Il ne faut pas croire qu'une nation bascule dans l'horreur d'un seul coup. En fait, ceci s'accomplit par une succession de petits glissements en apparence insignifiants. Il y a quelques années, j'avais vu à la télévision une émission consacrée à Geneviève Anthonioz-de Gaulle, nièce du général de Gaulle, présidente à l'époque d'ATD-Quart monde. Elle y racontait comment, le 16 juillet 1942, elle assistait chez sa tante Madeleine à un dîner réunissant " des gens comme il faut ". Les convives attendaient une infirmière de la Croix-Rouge, apparemment en retard. Lorsqu'elle arrive enfin, elle raconte bouleversée la rafle du Vel' d'Hiv' à laquelle elle vient d'assister.
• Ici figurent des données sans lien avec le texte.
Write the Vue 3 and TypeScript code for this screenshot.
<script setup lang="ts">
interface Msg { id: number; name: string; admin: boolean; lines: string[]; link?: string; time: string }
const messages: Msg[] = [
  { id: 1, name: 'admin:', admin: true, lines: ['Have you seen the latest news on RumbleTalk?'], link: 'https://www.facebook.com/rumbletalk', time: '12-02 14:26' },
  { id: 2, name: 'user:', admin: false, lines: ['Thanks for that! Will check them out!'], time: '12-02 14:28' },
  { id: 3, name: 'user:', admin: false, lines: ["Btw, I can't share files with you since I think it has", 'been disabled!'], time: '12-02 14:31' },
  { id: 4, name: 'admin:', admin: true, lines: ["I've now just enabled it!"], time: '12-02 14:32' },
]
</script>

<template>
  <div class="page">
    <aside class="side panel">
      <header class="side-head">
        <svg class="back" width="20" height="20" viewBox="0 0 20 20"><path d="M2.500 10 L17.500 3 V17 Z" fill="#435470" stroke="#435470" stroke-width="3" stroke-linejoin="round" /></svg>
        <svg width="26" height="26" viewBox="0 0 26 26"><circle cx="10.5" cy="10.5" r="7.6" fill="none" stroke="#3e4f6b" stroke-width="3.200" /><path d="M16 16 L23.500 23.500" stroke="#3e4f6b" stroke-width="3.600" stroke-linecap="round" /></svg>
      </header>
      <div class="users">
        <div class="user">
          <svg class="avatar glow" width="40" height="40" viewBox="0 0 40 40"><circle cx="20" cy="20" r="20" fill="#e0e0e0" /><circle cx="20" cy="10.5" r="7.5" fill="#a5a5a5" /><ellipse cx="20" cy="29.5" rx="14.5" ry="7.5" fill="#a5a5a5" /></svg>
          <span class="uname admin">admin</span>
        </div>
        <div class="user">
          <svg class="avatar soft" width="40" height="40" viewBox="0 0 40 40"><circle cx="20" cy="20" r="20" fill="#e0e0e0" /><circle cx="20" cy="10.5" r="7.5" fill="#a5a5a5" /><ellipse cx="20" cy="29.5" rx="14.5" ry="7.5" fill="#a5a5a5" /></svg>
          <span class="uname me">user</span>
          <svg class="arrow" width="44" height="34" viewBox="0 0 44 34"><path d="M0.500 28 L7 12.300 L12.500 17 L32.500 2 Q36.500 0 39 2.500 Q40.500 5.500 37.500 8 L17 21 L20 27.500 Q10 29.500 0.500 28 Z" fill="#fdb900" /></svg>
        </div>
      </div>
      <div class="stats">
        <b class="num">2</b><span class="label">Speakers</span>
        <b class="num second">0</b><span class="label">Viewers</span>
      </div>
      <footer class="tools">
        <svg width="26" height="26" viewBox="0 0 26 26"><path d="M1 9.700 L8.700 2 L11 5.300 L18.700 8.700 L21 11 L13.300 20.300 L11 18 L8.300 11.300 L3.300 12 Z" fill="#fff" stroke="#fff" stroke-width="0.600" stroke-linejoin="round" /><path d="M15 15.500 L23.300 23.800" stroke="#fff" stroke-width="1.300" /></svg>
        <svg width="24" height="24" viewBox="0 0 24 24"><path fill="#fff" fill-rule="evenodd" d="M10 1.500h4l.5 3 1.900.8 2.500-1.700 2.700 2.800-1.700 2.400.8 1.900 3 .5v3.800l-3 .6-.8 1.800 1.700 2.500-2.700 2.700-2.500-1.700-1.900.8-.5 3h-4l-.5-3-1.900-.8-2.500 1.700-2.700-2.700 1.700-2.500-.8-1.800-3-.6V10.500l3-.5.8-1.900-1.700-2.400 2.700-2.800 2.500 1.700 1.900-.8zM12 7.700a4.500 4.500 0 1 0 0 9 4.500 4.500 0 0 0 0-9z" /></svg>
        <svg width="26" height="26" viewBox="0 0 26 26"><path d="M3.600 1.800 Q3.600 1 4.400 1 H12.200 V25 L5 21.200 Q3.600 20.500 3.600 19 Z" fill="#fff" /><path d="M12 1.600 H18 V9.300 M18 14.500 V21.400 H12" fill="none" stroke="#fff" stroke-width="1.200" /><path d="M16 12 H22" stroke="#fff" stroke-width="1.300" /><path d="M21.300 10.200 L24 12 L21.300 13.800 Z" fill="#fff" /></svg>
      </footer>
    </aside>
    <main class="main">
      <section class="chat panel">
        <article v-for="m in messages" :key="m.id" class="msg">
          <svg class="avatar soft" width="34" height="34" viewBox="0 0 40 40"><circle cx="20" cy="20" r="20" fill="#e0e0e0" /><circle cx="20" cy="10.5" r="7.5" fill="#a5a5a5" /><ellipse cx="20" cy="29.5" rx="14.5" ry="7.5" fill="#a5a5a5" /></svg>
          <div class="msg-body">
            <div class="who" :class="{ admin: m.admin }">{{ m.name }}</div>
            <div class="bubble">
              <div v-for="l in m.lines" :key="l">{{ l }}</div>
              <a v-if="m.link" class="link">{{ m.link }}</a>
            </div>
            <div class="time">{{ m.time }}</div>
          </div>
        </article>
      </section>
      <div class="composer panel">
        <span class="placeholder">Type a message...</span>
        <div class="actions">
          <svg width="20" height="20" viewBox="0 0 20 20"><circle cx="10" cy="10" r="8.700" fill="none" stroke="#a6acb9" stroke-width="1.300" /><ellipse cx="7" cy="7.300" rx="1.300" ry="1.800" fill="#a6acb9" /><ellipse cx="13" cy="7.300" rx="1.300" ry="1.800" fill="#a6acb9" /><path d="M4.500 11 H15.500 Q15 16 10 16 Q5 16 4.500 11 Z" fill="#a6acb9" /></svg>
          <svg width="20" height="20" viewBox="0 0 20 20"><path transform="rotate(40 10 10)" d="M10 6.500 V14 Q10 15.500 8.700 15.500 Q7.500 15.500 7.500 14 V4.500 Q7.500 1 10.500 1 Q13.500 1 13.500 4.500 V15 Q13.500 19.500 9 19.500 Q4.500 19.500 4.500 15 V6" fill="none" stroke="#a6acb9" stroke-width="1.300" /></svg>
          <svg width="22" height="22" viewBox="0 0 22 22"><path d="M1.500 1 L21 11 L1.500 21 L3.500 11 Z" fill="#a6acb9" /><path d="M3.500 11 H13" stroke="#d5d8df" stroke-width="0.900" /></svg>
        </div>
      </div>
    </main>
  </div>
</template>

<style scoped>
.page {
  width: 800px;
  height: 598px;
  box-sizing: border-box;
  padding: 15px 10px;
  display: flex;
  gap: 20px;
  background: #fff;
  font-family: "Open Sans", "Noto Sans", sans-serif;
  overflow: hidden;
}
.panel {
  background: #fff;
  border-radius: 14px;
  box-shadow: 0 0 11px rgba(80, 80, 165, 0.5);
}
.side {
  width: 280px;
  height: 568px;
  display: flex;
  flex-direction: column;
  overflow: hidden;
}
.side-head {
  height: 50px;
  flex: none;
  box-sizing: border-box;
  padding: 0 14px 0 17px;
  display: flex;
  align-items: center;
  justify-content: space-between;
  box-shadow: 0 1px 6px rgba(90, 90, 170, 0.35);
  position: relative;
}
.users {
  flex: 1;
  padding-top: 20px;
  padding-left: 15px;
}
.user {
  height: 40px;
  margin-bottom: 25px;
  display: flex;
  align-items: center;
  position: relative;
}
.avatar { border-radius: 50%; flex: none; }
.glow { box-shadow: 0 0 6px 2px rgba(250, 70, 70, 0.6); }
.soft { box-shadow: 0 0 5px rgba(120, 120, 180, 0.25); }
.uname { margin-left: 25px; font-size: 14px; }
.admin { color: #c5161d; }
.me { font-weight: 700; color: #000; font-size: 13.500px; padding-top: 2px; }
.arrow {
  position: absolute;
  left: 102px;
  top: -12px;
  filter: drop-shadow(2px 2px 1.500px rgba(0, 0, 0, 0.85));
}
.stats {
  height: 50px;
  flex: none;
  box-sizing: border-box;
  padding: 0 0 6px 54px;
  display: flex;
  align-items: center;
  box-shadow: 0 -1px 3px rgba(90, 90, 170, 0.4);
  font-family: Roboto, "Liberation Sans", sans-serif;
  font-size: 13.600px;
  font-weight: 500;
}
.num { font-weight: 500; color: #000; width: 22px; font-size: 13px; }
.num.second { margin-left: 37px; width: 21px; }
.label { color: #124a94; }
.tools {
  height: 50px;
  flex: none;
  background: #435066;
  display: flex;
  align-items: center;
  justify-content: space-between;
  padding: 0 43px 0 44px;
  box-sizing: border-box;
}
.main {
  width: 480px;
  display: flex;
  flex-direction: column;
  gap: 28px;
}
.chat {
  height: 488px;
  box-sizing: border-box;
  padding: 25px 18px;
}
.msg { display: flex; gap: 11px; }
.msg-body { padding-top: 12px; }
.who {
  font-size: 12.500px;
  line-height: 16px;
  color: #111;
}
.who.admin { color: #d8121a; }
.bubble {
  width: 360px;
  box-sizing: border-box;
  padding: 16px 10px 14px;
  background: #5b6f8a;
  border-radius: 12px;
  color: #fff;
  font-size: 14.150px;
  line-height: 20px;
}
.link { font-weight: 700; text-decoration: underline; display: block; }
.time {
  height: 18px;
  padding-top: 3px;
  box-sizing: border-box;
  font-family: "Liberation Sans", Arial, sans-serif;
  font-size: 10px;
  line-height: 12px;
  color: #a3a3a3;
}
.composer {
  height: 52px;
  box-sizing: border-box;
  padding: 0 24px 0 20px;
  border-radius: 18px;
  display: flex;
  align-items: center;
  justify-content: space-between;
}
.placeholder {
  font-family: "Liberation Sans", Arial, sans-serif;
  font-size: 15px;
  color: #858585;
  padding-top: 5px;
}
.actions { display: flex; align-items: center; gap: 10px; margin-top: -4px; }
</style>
Un couple parmi ces gens bien l'interrompt alors : " Oui, c'est triste, mais c'est des juifs... ".

C'est ainsi qu'on habitue les citoyens à oublier que tous les hommes sont égaux, surtout au pays des droits de l'homme : ce qui arrive actuellement est pénible mais, après tout, ce ne sont que des Roms, pas vrai ? Alors que nos lois stipulent que les peines doivent être individualisés, que les contrevenants doivent avoir été jugés coupables, on rase des camps, on rafle massivement et indistinctement leurs occupants, allant parfois jusqu'à séparer les hommes des femmes et enfants, comme au temps funeste de Sebrenica, et on les déporte à plusieurs centaines de kilomètres. Tous les mots de cette dernière phrase sont des mots français, utilisés dans leur sens propre, et s'ils éveillent des souvenirs tragiques, c'est parce qu'ils s'y prêtent admirablement. Il ne reste à ceux que certains rapprochements dérangent qu'à exiger l'abandon des actions qui les autorisent.